Or, I suppose, you could flip Apple the bird and abandon their Mac platform; that has crossed my mind more than once, but it is not really an option for us.  Instead, I found a way to resolve the two main problems above, without too much effort.  (That is, it will be fairly easy for you readers; it took me significant time to figure this all out.)

The Solution

To resolve the inability to edit Carbon nib files within Xcode 4, take advantage of the fact that Interface Builder was an external tool with Xcode 3, and that it does run in Lion.  Simply copy Interface Builder 3.2.6 from a (Snow Leopard) partition on which it is installed to the Lion partition.  It should be located (by default) in the ‘/Developer/Applications’ folder, and note that it must be copied to the same directory on the Lion partition after Xcode 4.1 is installed.  (It will not run properly from a different folder, and the Xcode installer apparently removes it [so make a backup copy].)  Since Xcode will no longer launch (the external) Interface Builder automatically, you will probably want to make an alias for it in a convenient location.

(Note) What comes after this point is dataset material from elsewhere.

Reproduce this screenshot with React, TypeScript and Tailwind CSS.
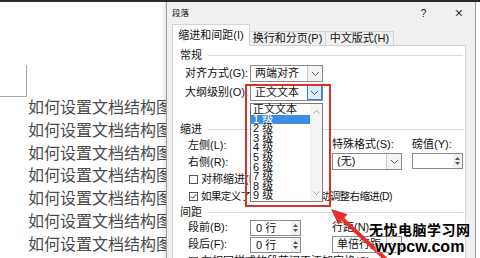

Then, to resolve the build problems with the older nib files, you must use the separate Interface Builder tool to covert your nib files to a newer (XIB) format.  This is accomplished by opening each nib file in IB, selecting ‘File->Save As…’ from the menu, changing the ‘File Type’ to “Interface Build Carbon Document (XIB 3.x)”, and saving.  You will then need to open your project in Xcode, add all of the new .xib files to it, and delete the older .nib files.  Clicking on one of the .xib files in Xcode will show/edit it as an XML file (instead of just an icon) but, of course, you will probably only want to edit it in your newly installed IB3.

There may (read: probably will) be other issues, both with Xcode 4 itself and with the newer SDKs.  For example, we use one (and only 1) function defined in ‘QuickdrawAPI.h’, which has been removed from the OS X 10.7 SDK, so we had to back down to the 10.6 SDK (plus each SDK has different versions of the zlib library available).  Also, several of our windows from (converted) nib files produce a new warning: “This window’s content rectangle does not lie entirely on the screen with the menu bar and may not be completely visible for all screen resolutions and configurations.”  (We dynamically adjust most of our windows anyway, so it appears to make no difference, but we have yet to eliminate these warnings.)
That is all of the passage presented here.